Berikut ini saripati resep yang Maxwell sodorkan, mungkin akan berguna bagi Anda, dan tentunya sebagai bahan refleksi bagi saya sendiri.

Pertama, Sense of direction (kesadaran akan arah). Carilah sasaran yang layak Anda capai. Lebih baik lagi kalau Anda tetapkan suatu proyek. Putuskanlah apa yang Anda inginkan dari satu situasi. Lihatlah ke depan, jangan ke belakang. Milikilah selalu sesuatu di depan Anda untuk dijadikan harapan.

Kembangkan “nostalgia masa depan” ketimbang masa lalu. “Nostalgia masa depan” itu bisa membuat Anda awet muda. Bahkan tubuh Anda pun takkan berfungsi dengan baik, jika Anda tak lagi menjadi seorang pencapai sasaran dan tidak mempunyai harapan apa-apa lagi. Karena alasan inilah seringkali seseorang meninggal dunia tak lama setelah pensiun.

Kalau Anda tidak berupaya mencapai sasaran, tidak memandang jauh ke depan, maka sesungguhnya Anda tidak benar-benar hidup.

Selain sasaran-sasaran murni pribadi Anda sendiri, milikilah setidaknya satu sasaran yang bukan pribadi, di mana Anda bisa menghubungkan diri. Berminatlah dalam proyek tertentu untuk membantu sesama, bukan karena wajib, melainkan atas kemauan Anda sendiri.

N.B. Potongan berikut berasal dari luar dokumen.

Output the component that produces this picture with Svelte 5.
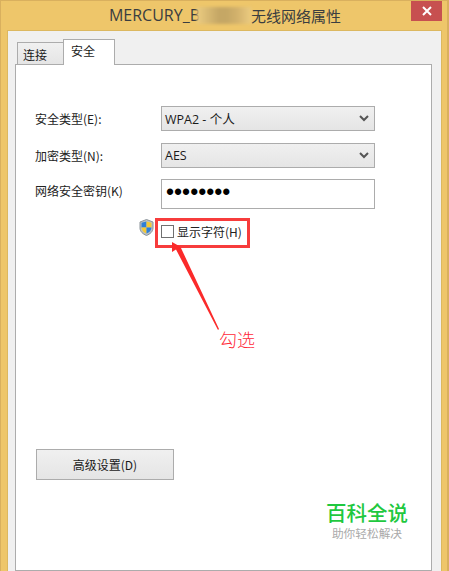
<script lang="ts">
  let showChars = $state(false)

  const rows = [
    { label: '安全类型(E):', value: 'WPA2 - 个人' },
    { label: '加密类型(N):', value: 'AES' }
  ]
</script>

<div class="window">
  <header class="titlebar">
    <div class="title">
      <span class="title-en">MERCURY_B</span>
      <span class="redacted"></span>
      <span class="title-cn">无线网络属性</span>
    </div>
    <button class="close" aria-label="关闭">
      <svg width="10" height="10" viewBox="0 0 10 10">
        <path d="M1 1 9 9M9 1 1 9" stroke="#fff" stroke-width="2" />
      </svg>
    </button>
  </header>

  <div class="client">
    <div class="tabs">
      <div class="tab">连接</div>
      <div class="tab active">安全</div>
    </div>

    <div class="panel">
      <div class="form">
        {#each rows as row}
          <div class="label">{row.label}</div>
          <div class="select">
            <span>{row.value}</span>
            <svg width="10" height="7" viewBox="0 0 10 7">
              <path d="M1 1 5 5 9 1" fill="none" stroke="#555" stroke-width="2" />
            </svg>
          </div>
        {/each}
        <div class="label key-label">网络安全密钥(K)</div>
        <div class="password">••••••••</div>
      </div>

      <div class="show-row">
        <svg class="shield" width="15" height="17" viewBox="0 0 15 17">
          <path d="M7.5 .5 14 3v6c0 3.600-2.800 6-6.500 7.500C3.800 15 1 12.600 1 9V3z" fill="#b9c2c8" stroke="#8a9298" />
          <path d="M7.500 2.500 7.500 8.500H2.500V3.800z" fill="#2f7fd6" />
          <path d="M7.500 2.500 12.500 3.800V8.500H7.500z" fill="#f5c935" />
          <path d="M2.500 8.500H7.500V14.500C4.500 13.500 2.700 11.500 2.500 8.500z" fill="#f5c935" />
          <path d="M7.500 8.500H12.500C12.300 11.500 10.500 13.500 7.500 14.500z" fill="#2f7fd6" />
        </svg>
        <label class="check">
          <input type="checkbox" bind:checked={showChars} />
          <span>显示字符(H)</span>
        </label>
      </div>

      <button class="advanced">高级设置(D)</button>
    </div>
  </div>

  <div class="highlight"></div>
  <svg class="arrow" width="60" height="100" viewBox="0 0 60 100">
    <path d="M1 1 1 11 5 8.500 47 89 48 88 10 7 9 5.500z" fill="#fb2a2a" />
  </svg>
  <div class="note">勾选</div>

  <div class="brand">
    <div class="brand-name">百科全说</div>
    <div class="brand-sub">助你轻松解决</div>
  </div>
</div>

<style>
  :global(body) {
    margin: 0;
    background: #eec66a;
  }

  .window {
    position: relative;
    width: 449px;
    height: 571px;
    overflow: hidden;
    display: flex;
    flex-direction: column;
    background: #eec66a;
    box-shadow: inset 1px 1px 0 #d9b05e, inset -2px 0 0 #d9b05e;
    font-family: "Noto Sans CJK SC", "Open Sans", sans-serif;
    font-size: 12px;
    color: #1a1a1a;
  }

  .titlebar {
    position: relative;
    height: 30px;
    flex: none;
    display: flex;
    justify-content: center;
    align-items: center;
  }

  .title {
    display: flex;
    align-items: center;
    font-size: 15px;
    color: #3a3d40;
    padding-left: 1px;
  }

  .title-en {
    font-family: "Open Sans", "Noto Sans CJK SC", sans-serif;
    font-size: 16px;
  }

  .redacted {
    width: 54px;
    height: 17px;
    margin-left: -3px;
    background: linear-gradient(90deg, #ebcb80, #c5a765 40%, #c5a765 55%, #d3b26c 75%, #ebcb80);
    filter: blur(1.5px);
  }

  .close {
    position: absolute;
    right: 7px;
    top: 1px;
    width: 31px;
    height: 20px;
    padding: 0;
    border: none;
    background: #c75050;
    display: flex;
    align-items: center;
    justify-content: center;
  }

  .client {
    flex: 1;
    margin: 0 7px;
    border: 1px solid #dcb860;
    border-bottom: none;
    background: #f0f0f0;
    padding: 10px 9px 0 7px;
    display: flex;
    flex-direction: column;
    min-height: 0;
  }

  .tabs {
    display: flex;
    align-items: flex-end;
    height: 24px;
    padding-left: 2px;
    flex: none;
    position: relative;
    z-index: 1;
    margin-bottom: -1px;
  }

  .tab {
    box-sizing: border-box;
    width: 47px;
    height: 23px;
    border: 1px solid #acacac;
    background: linear-gradient(#f0f0f0, #e5e5e5);
    padding: 1px 0 0 5px;
    display: flex;
    align-items: center;
  }

  .tab.active {
    width: 52px;
    height: 26px;
    border-bottom: none;
    background: #fff;
    margin-left: -1px;
    padding: 0 0 4px 7px;
  }

  .panel {
    flex: 1;
    border: 1px solid #acacac;
    background: #fff;
    padding: 41px 56px 0 19px;
    display: flex;
    flex-direction: column;
    min-height: 0;
  }

  .form {
    display: grid;
    grid-template-columns: 126px 214px;
    row-gap: 12px;
    align-items: center;
  }

  .label {
    color: #222;
    white-space: nowrap;
  }

  .key-label {
    align-self: start;
    margin-top: 2px;
  }

  .select {
    height: 25px;
    box-sizing: border-box;
    border: 1px solid #acacac;
    background: linear-gradient(#f0f0f0, #e5e5e5);
    display: flex;
    align-items: center;
    justify-content: space-between;
    padding: 0 5px 0 3px;
    font-family: "Open Sans", "Noto Sans CJK SC", sans-serif;
    font-size: 12.500px;
  }

  .password {
    height: 30px;
    margin-top: -1px;
    box-sizing: border-box;
    border: 1px solid #acacac;
    padding: 0 0 4px 4px;
    display: flex;
    align-items: center;
    font-family: "Liberation Sans", sans-serif;
    font-size: 23px;
    color: #000;
  }

  .show-row {
    display: flex;
    align-items: flex-start;
    margin: 10px 0 0 104px;
    height: 20px;
  }

  .shield {
    flex: none;
  }

  .check {
    display: flex;
    align-items: center;
    gap: 3px;
    margin: 4px 0 0 7px;
    color: #222;
  }

  .check input {
    appearance: none;
    width: 13px;
    height: 13px;
    margin: 0;
    border: 1px solid #707070;
    background: #fff;
  }

  .advanced {
    width: 138px;
    height: 31px;
    margin: 210px 0 0 1px;
    border: 1px solid #acacac;
    background: linear-gradient(#f0f0f0, #e5e5e5);
    font: inherit;
    color: #1a1a1a;
    padding: 0;
  }

  .highlight {
    position: absolute;
    left: 155px;
    top: 218px;
    width: 95px;
    height: 30px;
    box-sizing: border-box;
    border: 3px solid #f73c3c;
  }

  .arrow {
    position: absolute;
    left: 171px;
    top: 241px;
  }

  .note {
    position: absolute;
    left: 219px;
    top: 326px;
    font-size: 18px;
    font-weight: 300;
    color: #ff2a3a;
  }

  .brand {
    position: absolute;
    left: 322px;
    top: 503px;
    width: 90px;
    text-align: center;
    font-family: "Liberation Sans", "Noto Sans CJK SC", sans-serif;
  }

  .brand-name {
    font-size: 20.500px;
    line-height: 22px;
    font-weight: 500;
    color: #1fc83f;
    white-space: nowrap;
  }

  .brand-sub {
    margin-top: 2px;
    font-size: 11.700px;
    line-height: 14px;
    color: #aaa;
    white-space: nowrap;
  }
</style>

Kedua, Understanding (pengertian). Pengertian bergantung pada komunikasi yang baik. Anda tidak akan bereaksi tepat kalau informasi yang Anda tindaklanjuti itu keliru dalam mengartikannya.

Untuk mengatasi suatu masalah secara efektif, Anda harus mengerti sifat sejatinya. Kebanyakan kegagalan kita dalam berhubungan antarmanusia adalah karena salah pengertian. Kita berharap orang lain beraksi dan memberi respons serta mencapai kesimpulan yang sama seperti kita dari serangkaian fakta atau keadaan.

Manusia bereaksi terhadap gambaran mental mereka sendiri, bukan terhadap segala apa adanya. Kebanyakan reaksi atau posisi orang lain itu bukanlah dimaksudkan untuk membuat kita menderita, sebagai keras kepala atau berniat jahat, melainkan karena mereka artikan dan tafsirkan situasinya secara berbeda-beda. Mereka hanyalah bereaksi sesuai dengan apa yang bagi mereka tampaknya benar dalam situasinya.

Mengakui ketulusan orang lain ketika keliru, ketimbang menganggapnya sengaja atau berniat jahat, akan membantu melancarkan hubungan antarmanusia, dan melahirkan pengertian yang lebih baik di antara mereka.

Tanyakanlah kepada diri sendiri, ”Bagaimana hal ini tampaknya bagi dia?” “Bagaimanakah ia menafsirkan situasi ini?” “Bagaimanakah perasaannya tentang hal ini?” Cobalah mengerti mengapa ia bersikap seperti itu.

Seringkali kita ciptakan kebingungan ketika kita tambahkan opini kita sendiri terhadap fakta-fakta yang ada dan sampai pada kesimpulan yang keliru (fakta versus opini).

Fakta: Dua orang teman sedang berbisik-bisik dan berhenti ketika Anda datang.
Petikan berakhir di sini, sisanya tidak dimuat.